■ Problem statement
Everything from the line with "Rebuild this screenshot" through the line with "const [auto, setAuto] = useState(true);", inclusive, should be repeated exactly, except the pictures.

□ □ □ □ □

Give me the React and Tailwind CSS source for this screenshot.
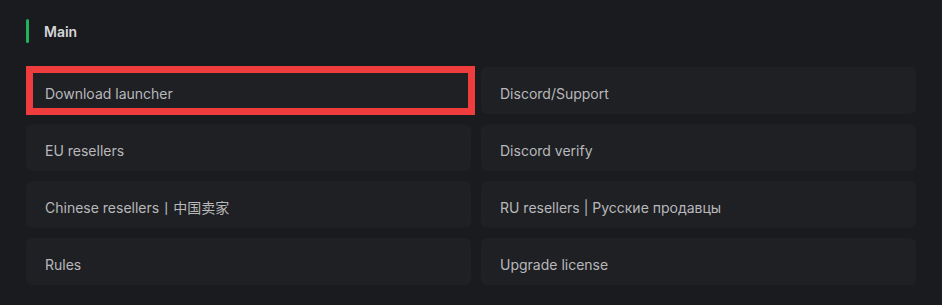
const links = [
  ['Download launcher', 'Discord/Support'],
  ['EU resellers', 'Discord verify'],
  ['Chinese resellers丨中国卖家', 'RU resellers | Русские продавцы'],
  ['Rules', 'Upgrade license'],
]

function LinkCard({ label, highlight }) {
  return (
    <div className="relative flex h-[47px] items-center rounded-md bg-[#1f2023] pl-[19px] pt-[6px] text-[14px] text-[#b8b8bc]">
      {label}
      {highlight && (
        <div className="pointer-events-none absolute -top-px left-0 h-[49px] w-[449px] border-[7px] border-[#ef3d3d]" />
      )}
    </div>
  )
}

export default function App() {
  return (
    <div
      className="h-[305px] w-full bg-[#1a1b1e] pl-[26px] pt-[19px]"
      style={{ fontFamily: 'Inter, "Noto Sans CJK SC", sans-serif' }}
    >
      {/* section header */}
      <div className="flex h-[24px] items-center gap-[15px]">
        <div className="h-[24px] w-[3px] rounded-full bg-[#21b35c]" />
        <span className="pt-[1px] text-[14px] font-semibold text-[#d6d6da]">Main</span>
      </div>

      <div className="mt-[24px] grid w-[890px] grid-cols-[445px_435px] gap-[10px]">
        {links.map(([left, right], i) => (
          <div key={i} className="contents">
            <LinkCard label={left} highlight={i === 0} />
            <LinkCard label={right} />
          </div>
        ))}
      </div>
    </div>
  )
}
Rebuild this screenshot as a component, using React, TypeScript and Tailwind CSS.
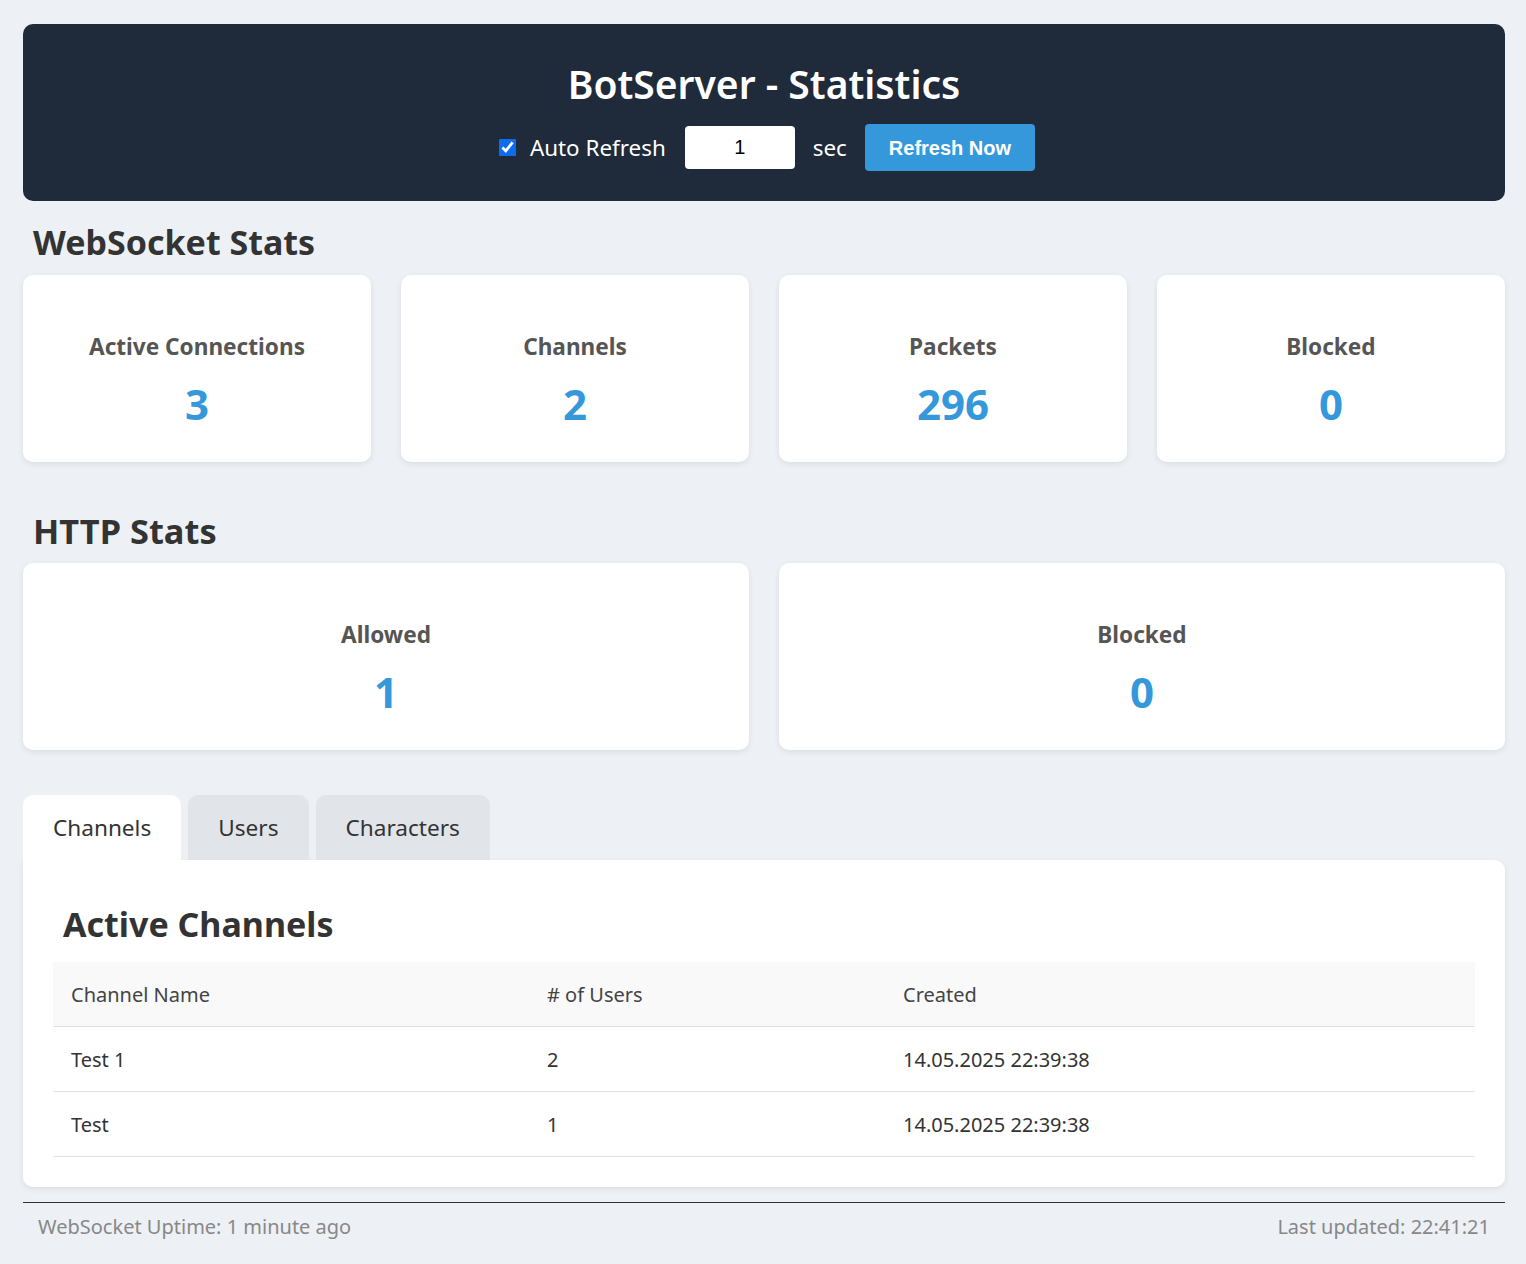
import { useState } from "react";

const wsStats = [
  { label: "Active Connections", value: "3" },
  { label: "Channels", value: "2" },
  { label: "Packets", value: "296" },
  { label: "Blocked", value: "0" },
];

const httpStats = [
  { label: "Allowed", value: "1" },
  { label: "Blocked", value: "0" },
];

const channels = [
  { name: "Test 1", users: 2, created: "14.05.2025 22:39:38" },
  { name: "Test", users: 1, created: "14.05.2025 22:39:38" },
];

function StatCard({ label, value }: { label: string; value: string }) {
  return (
    <div className="bg-white rounded-[10px] shadow-[0_2px_6px_rgba(0,0,0,0.08)] h-[187px] pt-[21px] flex flex-col items-center justify-center">
      <h3 className="text-[22.6px] font-bold text-[#555] leading-tight">{label}</h3>
      <div className="mt-[21px] text-[42px] font-bold text-[#3498db] leading-none">{value}</div>
    </div>
  );
}

export default function App() {
  const [tab, setTab] = useState("Channels");
  const [auto, setAuto] = useState(true);

  return (
    <main
      className="min-h-screen bg-[#edf0f5] pl-[23px] pr-[21px] pt-[24px] pb-6 text-[#333]"
      style={{ fontFamily: '"Noto Sans", "Open Sans", sans-serif' }}
    >
      {/* Header */}
      <header className="bg-[#1f2a3a] rounded-[10px] h-[177px] flex flex-col items-center justify-center text-white">
        <h1 className="text-[39px] font-semibold leading-none mt-[10px]">BotServer - Statistics</h1>
        <div className="mt-[21px] flex items-center text-[22.4px]">
          <input
            type="checkbox"
            checked={auto}
            onChange={(e) => setAuto(e.target.checked)}
            className="w-[17px] h-[17px] accent-[#0b6cf0] mr-[14px] ml-[6px]"
          />
          <span>Auto Refresh</span>
          <input
            defaultValue="1"
            className="ml-[19px] w-[110px] h-[43px] bg-white text-black rounded-[4px] text-center text-[20px] px-2"
            style={{ fontFamily: '"Liberation Sans", Arial, sans-serif' }}
          />
          <span className="ml-[18px]">sec</span>
          <button
            className="ml-[18px] bg-[#3498db] rounded-[4px] h-[47px] px-[24px] text-[20px] font-bold"
            style={{ fontFamily: '"Liberation Sans", Arial, sans-serif' }}
          >
            Refresh Now
          </button>
        </div>
      </header>

      {/* WebSocket Stats */}
      <h2 className="mt-[17px] ml-[10px] text-[34px] font-bold leading-[48px]">WebSocket Stats</h2>
      <div className="mt-[9px] grid grid-cols-4 gap-[30px]">
        {wsStats.map((s) => (
          <StatCard key={s.label} {...s} />
        ))}
      </div>

      {/* HTTP Stats */}
      <h2 className="mt-[45px] ml-[10px] text-[34.4px] font-bold leading-[48px]">HTTP Stats</h2>
      <div className="mt-[8px] grid grid-cols-2 gap-[30px]">
        {httpStats.map((s) => (
          <StatCard key={s.label} {...s} />
        ))}
      </div>

      {/* Tabs */}
      <div className="mt-[45px] flex gap-[7px]">
        {["Channels", "Users", "Characters"].map((t) => (
          <button
            key={t}
            onClick={() => setTab(t)}
            className={
              "h-[65px] px-[30px] rounded-t-[10px] text-[22.6px] text-[#333] " +
              (tab === t ? "bg-white" : "bg-[#e1e4e9]")
            }
          >
            {t}
          </button>
        ))}
      </div>
      <section className="bg-white rounded-b-[10px] rounded-tr-[10px] shadow-[0_2px_6px_rgba(0,0,0,0.08)] px-[30px] pt-[40px] pb-[30px]">
        <h2 className="ml-[10px] text-[34px] font-bold leading-[48px]">Active Channels</h2>
        <table className="mt-[14px] w-full text-[20px] text-left">
          <thead>
            <tr className="bg-[#f9f9f9] border-b border-[#e1e1e1]">
              <th className="w-[476px] h-[64px] px-[18px] pt-[2px] font-normal text-[#444]">Channel Name</th>
              <th className="w-[356px] px-[18px] pt-[2px] font-normal text-[#444]">
                # of Users
              </th>
              <th className="px-[18px] pt-[2px] font-normal text-[#444]">Created</th>
            </tr>
          </thead>
          <tbody>
            {channels.map((c) => (
              <tr key={c.name} className="border-b border-[#e1e1e1]">
                <td className="h-[65px] px-[18px] pt-[3px]">{c.name}</td>
                <td className="px-[18px] pt-[3px]">{c.users}</td>
                <td className="px-[18px] pt-[3px]">{c.created}</td>
              </tr>
            ))}
          </tbody>
        </table>
      </section>

      {/* Footer */}
      <footer className="mt-[15px] border-t border-[#333] flex justify-between px-[15px] pt-[9px] text-[20px] text-[#888]">
        <span>WebSocket Uptime: 1 minute ago</span>
        <span>Last updated: 22:41:21</span>
      </footer>
    </main>
  );
}
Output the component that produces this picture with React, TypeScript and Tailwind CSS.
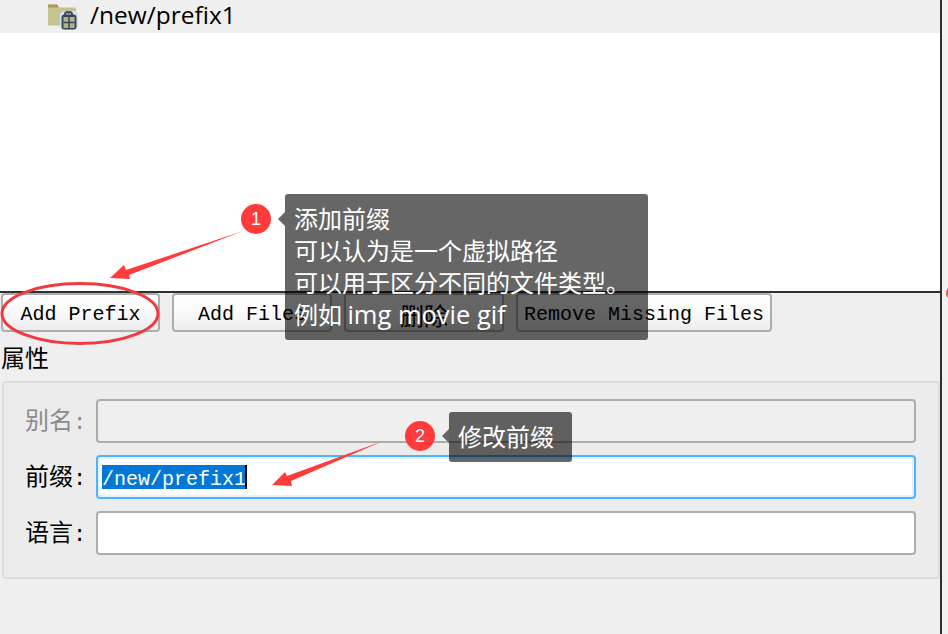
import React from "react";

const mono = "font-['Liberation_Mono','Noto_Sans_CJK_SC',monospace]";
const cjk = "font-['Noto_Sans_CJK_SC','Noto_Sans',sans-serif]";

function Btn({ w, children }: { w: string; children: React.ReactNode }) {
  return (
    <button className={`${w} h-[39px] shrink-0 rounded-[4px] border-2 border-[#adadad] bg-gradient-to-b from-white via-[#fafafa] to-[#ececec] text-[20px] leading-none text-black pt-[5px] ${mono} flex items-center justify-center`}>
      {children}
    </button>
  );
}

function Row({ label, disabled, children, focus }: { label: string; disabled?: boolean; focus?: boolean; children?: React.ReactNode }) {
  return (
    <div className="flex items-center h-[44px]">
      <div className={`w-[71px] text-[24px] leading-none ${cjk} ${disabled ? "text-[#8a8a8a]" : "text-black"}`}>
        {label}<span className={`${mono} text-[22px]`}>:</span>
      </div>
      <div className={`w-[820px] h-[44px] rounded-[4px] border-2 flex items-center px-[4px] ${focus ? "border-[#4db2ff] bg-white ring-2 ring-inset ring-[#e3f2ff]" : disabled ? "border-[#adadad] bg-[#efefef]" : "border-[#adadad] bg-white"}`}>
        {children}
      </div>
    </div>
  );
}

function Tip({ className, children }: { className: string; children: React.ReactNode }) {
  return (
    <div className={`absolute rounded-[3px] bg-[#000000]/60 text-white text-[24px] leading-[32px] ${cjk} ${className}`}>
      {children}
    </div>
  );
}

function Badge({ className, children }: { className: string; children: React.ReactNode }) {
  return (
    <div className={`absolute w-[30px] h-[30px] rounded-full bg-[#ff3b3b] text-white text-[18px] flex items-center justify-center font-['Liberation_Sans',sans-serif] ${className}`}>
      {children}
    </div>
  );
}

export default function App() {
  return (
    <div className="relative w-[948px] h-[634px] overflow-hidden bg-[#f0f0f0] flex">
      <div className="w-[942px] h-full border-r-2 border-[#2f2f2f] flex flex-col bg-[#efefef] shrink-0">
        <div className="h-[33px] flex items-start pl-[48px] shrink-0">
          <svg width="30" height="28" viewBox="0 0 30 28" className="shrink-0 mt-[2px]">
            <path d="M0 3.5C0 3 .5 2.5 1 2.5h8l2 3h16c.6 0 1 .4 1 1v17H1c-.6 0-1-.4-1-1z" fill="#c4c391" />
            <path d="M0 3.5C0 3 .5 2.5 1 2.5h8l2 3H0z" fill="#a89a5a" />
            <rect x="12" y="9" width="18" height="19" rx="4" fill="#cfe2f5" />
            <path d="M17 13v-1a2 2 0 0 1 3.5-1.2A2 2 0 0 1 24 12v1" fill="none" stroke="#3d4650" strokeWidth="2" />
            <rect x="13.5" y="12.5" width="15" height="15" rx="3" fill="#3d4650" />
            <rect x="15.5" y="15" width="11" height="11" fill="#a9b58f" />
            <path d="M15.5 20.5h11M21 15v11" stroke="#3d4650" strokeWidth="1.5" />
          </svg>
          <span className="ml-[12px] text-[24.5px] leading-[30px] text-black font-['Open_Sans',sans-serif]">/new/prefix1</span>
        </div>
        <div className="h-[258px] bg-white shrink-0" />
        <div className="h-[2px] bg-[#2f2f2f] shrink-0" />
        <div className="flex gap-[12px] pl-[1px] shrink-0">
          <Btn w="w-[159px]">Add Prefix</Btn>
          <Btn w="w-[160px]">Add Files</Btn>
          <Btn w="w-[160px]"><span className={`${cjk} text-[24px]`}>删除</span></Btn>
          <Btn w="w-[256px]">Remove Missing Files</Btn>
        </div>
        <div className={`h-[49px] pt-[11px] pl-[1px] text-[24px] leading-[28px] text-black shrink-0 ${cjk}`}>属性</div>
        <div className="ml-[2px] w-[938px] h-[198px] shrink-0 rounded-[3px] border-2 border-[#dcdcdc] bg-[#ececec] pl-[21px] pt-[16px] flex flex-col gap-[12px]">
          <Row label="别名" disabled />
          <Row label="前缀" focus>
            <span className="relative flex h-[24px] items-center pt-[5px] bg-[#0078d7] text-white text-[20px] leading-none font-['Liberation_Mono',monospace]">
              /new/prefix1
              <span className="absolute right-[-1px] top-0 h-[24px] w-[2px] bg-black" />
            </span>
          </Row>
          <Row label="语言" />
        </div>
      </div>

      <div className="absolute left-[946px] top-[286px] w-[14px] h-[14px] rounded-full bg-[#e8545c]" />

      <svg className="absolute left-0 top-0 pointer-events-none" width="948" height="634" viewBox="0 0 948 634">
        <ellipse cx="80" cy="313.5" rx="78" ry="30" fill="none" stroke="#ef3b3f" strokeWidth="3" />
        <polygon points="110,278 124,265 126,270 243,231 129,275 130,279" fill="#ff3b3b" />
        <polygon points="272,485 285,472 287,476 383,441 291,481 292,486" fill="#ff3b3b" />
      </svg>

      <Badge className="left-[241px] top-[204px]">1</Badge>
      <Tip className="left-[285px] top-[194px] w-[363px] h-[146px] pl-[9px] pt-[8px]">
        <div className="absolute left-[-7px] top-[18px] w-0 h-0 border-y-[7px] border-y-transparent border-r-[7px] border-r-[#666666]" />
        <div>添加前缀</div>
        <div>可以认为是一个虚拟路径</div>
        <div>可以用于区分不同的文件类型。</div>
        <div>例如 <span className="text-[25.5px] font-['Open_Sans',sans-serif]">img movie gif</span></div>
      </Tip>

      <Badge className="left-[405px] top-[421px]">2</Badge>
      <Tip className="left-[449px] top-[412px] w-[123px] h-[50px] pl-[9px] pt-[8px]">
        <div className="absolute left-[-7px] top-[17px] w-0 h-0 border-y-[7px] border-y-transparent border-r-[7px] border-r-[#666666]" />
        修改前缀
      </Tip>
    </div>
  );
}
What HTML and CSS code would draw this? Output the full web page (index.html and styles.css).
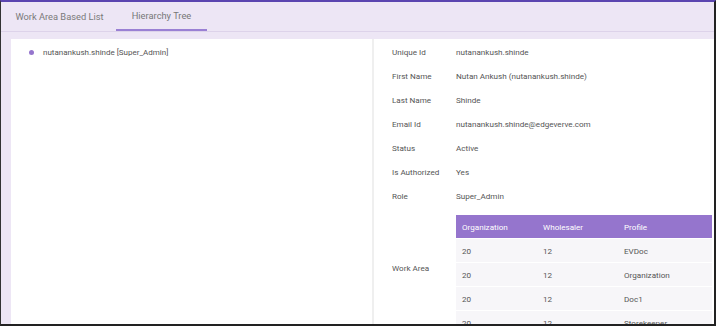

□ □ □ □ □

■ Solution below
Rebuild this screenshot as a component, using React, TypeScript and Tailwind CSS.
import { useState } from "react";

const wsStats = [
  { label: "Active Connections", value: "3" },
  { label: "Channels", value: "2" },
  { label: "Packets", value: "296" },
  { label: "Blocked", value: "0" },
];

const httpStats = [
  { label: "Allowed", value: "1" },
  { label: "Blocked", value: "0" },
];

const channels = [
  { name: "Test 1", users: 2, created: "14.05.2025 22:39:38" },
  { name: "Test", users: 1, created: "14.05.2025 22:39:38" },
];

function StatCard({ label, value }: { label: string; value: string }) {
  return (
    <div className="bg-white rounded-[10px] shadow-[0_2px_6px_rgba(0,0,0,0.08)] h-[187px] pt-[21px] flex flex-col items-center justify-center">
      <h3 className="text-[22.6px] font-bold text-[#555] leading-tight">{label}</h3>
      <div className="mt-[21px] text-[42px] font-bold text-[#3498db] leading-none">{value}</div>
    </div>
  );
}

export default function App() {
  const [tab, setTab] = useState("Channels");
  const [auto, setAuto] = useState(true);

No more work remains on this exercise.